Grudge Match: God vs Bill O’Reilly

Bill O’Reilly, Fox Broadcasting’s arbiter of moral values and women’s private parts, has had it with God.

“You know, am I mad at God?  Yeah, I’m mad at him,” O’Reilly said in a recent podcast after being outted for his 32 million dollar sexual harassment settlement.

Meanwhile from on high, Heavenly Leakers spread the word … O’Reilly may be mad … but God’s eternally pissed.

After Mr.
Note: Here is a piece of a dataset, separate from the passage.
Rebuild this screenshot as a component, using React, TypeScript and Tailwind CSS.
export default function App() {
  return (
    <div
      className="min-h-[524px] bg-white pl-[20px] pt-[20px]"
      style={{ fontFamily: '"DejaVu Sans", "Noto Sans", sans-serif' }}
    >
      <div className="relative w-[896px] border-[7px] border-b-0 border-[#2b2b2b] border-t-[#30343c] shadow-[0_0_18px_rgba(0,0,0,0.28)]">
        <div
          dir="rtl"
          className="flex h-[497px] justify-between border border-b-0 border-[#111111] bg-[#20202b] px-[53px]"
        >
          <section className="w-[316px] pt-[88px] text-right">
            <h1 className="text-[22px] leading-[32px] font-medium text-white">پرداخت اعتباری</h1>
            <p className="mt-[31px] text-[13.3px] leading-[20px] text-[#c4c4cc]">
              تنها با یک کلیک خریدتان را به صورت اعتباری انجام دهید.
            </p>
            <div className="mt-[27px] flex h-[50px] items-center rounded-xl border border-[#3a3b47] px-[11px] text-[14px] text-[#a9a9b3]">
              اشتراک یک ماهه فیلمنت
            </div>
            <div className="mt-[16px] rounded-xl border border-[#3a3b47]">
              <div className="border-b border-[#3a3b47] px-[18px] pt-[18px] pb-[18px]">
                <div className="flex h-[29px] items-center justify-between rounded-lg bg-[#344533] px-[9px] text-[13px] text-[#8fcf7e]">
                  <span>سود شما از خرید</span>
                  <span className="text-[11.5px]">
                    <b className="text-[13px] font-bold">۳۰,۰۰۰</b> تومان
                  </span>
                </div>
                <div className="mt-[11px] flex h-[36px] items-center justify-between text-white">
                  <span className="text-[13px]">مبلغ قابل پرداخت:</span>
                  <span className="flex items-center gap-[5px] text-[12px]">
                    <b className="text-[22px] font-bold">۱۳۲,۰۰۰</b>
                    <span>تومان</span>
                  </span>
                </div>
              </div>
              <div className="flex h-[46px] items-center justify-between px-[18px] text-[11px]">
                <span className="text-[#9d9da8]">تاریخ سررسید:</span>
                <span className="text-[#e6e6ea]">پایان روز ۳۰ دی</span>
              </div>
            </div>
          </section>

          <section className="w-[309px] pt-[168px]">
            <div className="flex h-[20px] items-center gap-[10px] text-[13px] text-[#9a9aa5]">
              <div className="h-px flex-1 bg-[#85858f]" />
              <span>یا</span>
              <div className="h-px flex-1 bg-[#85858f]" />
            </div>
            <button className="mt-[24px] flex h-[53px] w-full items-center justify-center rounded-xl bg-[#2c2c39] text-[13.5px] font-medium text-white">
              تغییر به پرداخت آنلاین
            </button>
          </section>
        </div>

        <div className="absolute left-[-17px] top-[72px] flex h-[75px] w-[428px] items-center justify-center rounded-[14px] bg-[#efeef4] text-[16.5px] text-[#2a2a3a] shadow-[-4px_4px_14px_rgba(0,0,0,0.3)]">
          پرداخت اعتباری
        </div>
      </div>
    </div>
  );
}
O’Reilly’s grandstand play … God’s on a mission to teach O’Reilly a lesson for all-time … up close and personal!


It’s clear O’Reilly’s missed the whole Adam-Eve-Eden-scandal of original sin … man’s falling from grace.

God’s decided that it’s gonna take a good ‘ole fashioned ass whuppin’ to convince the wrinkled-prune-of-a-dried-up-wannabe-sex-symbol, that if your arms aren’t long enough to box with God … you shouldn’t!

Here’s the message delivered to the masses though his Son and manager …  “God’s Ready to Rumble!”


“In this digital age, we’re not sending Moses to lay down a few simple rules of the road to a wandering ragtag Lost Tribe,” says Jesus.

No clay tablets here … look for a mass worldwide broadcast in 3D on HTV … that’s Heavenly TV to you Heathens, Pagans and non-believers.

“There’s only one way to settle this … and that’s to climb in the ring with the Supreme Gladiator … God the Father.

“Watch God ‘Open a can of Whup Ass’ on O’Reilly for only $6.66 … which includes two pair of 3D glasses.

“Dad just wants to get O’Reilly into the ring with Him.  We’re way beyond a Sunday School lesson with this guy.


At the prefight weigh in, which was a formality since God has no measureable physical form, the Gladiator Supreme and the One-Who-Denigrates-Women faced off.

God suggested that Mr. O’Reilly, clearly the underdog, review the Old Testament and come to the fight Samson-like … armed with the jawbone of an ass … or emulate David with a few smooth flat river rocks and a sling.

O’Reilly implored God to take this opportunity to show His magnanimity and forgiveness to “Man-Kind” starting with him … Bill O’Reilly.

That produced a laugh from the Almighty One that rocked the heavens and sent O’Reilly scurrying rat-like back to his locker room hidey-hole … for more “locker room talk.”

The last words heard from O’Reilly were … “Tell Him I’ll donate 32 million to any church he wants … I promise.  I swear.  Oh, please God … it’ll be a ‘Deal made in Heaven!’”

Just sayin’ …

8 thoughts on “Grudge Match: God vs Bill O’Reilly

      • Oops, my man … Don’t offer me such good lines after I’ve posted my Blog. “Pray for View TV” is a whole lot better than “Heavenly TV.” Am I gonna hafta send you drafts of my Blog before posting?

        Thanks for reading … I do like your PVTV!

    • Hi TL … I agree … when I saw him on the news as a part of his podcast, he really looked old and worn out … what a difference professional makeup & lighting does for an ugly old white man!

      Wonder what his podcast viewership is? Most old white male viewers don’t even know what a podcast is much less how to watch one on their computer …

      Thanks for reading and commenting

  1. Yes, Richard, “God’s Ready to Rumble” with the “wrinkled-prune-of-a-dried-up-wannabe-sex-symbol” is seriously absurd. Have you noticed that those who shall not be named are even more seriously absurd than you are?

    • Hi Lee … Thanks for commenting … I can’t keep up with the absurdities … and, most times I feel that my observations are far less absurd than the realities that constantly occur.

      This I know … I’m sure having fun and don’t feel like I’m gonna run out of material … Appreciate your support, Lee

  2. Late but still reading!
    Yes, I’m sure that God is asking Herself, “Don’t these arrogant dumb asses know I see/hear everything?!”
    First it was trump: “I’m completely innocent, but I’m still handing over $25M in settlement charges to avoid a nasty I-might-go-to-prison fraud trial.”
    Then it was o’reilly assuring his Fox “News” coolaid-guzzling, brain-dead devotees: “Me, too, only I’ll raise the Swindler-in-Chief with a $32M settlement!”
    And now o’reilly is mad at God??!
    I didn’t go to law school, but when you agree to a settlement of massive $ proportions, doesn’t that kinda admit, “I’m guilty as hell, but I’m certainly not admitting to any wrongdoing”?
    And speaking of hell, I hope these two clowns get adjoining penthouse suites.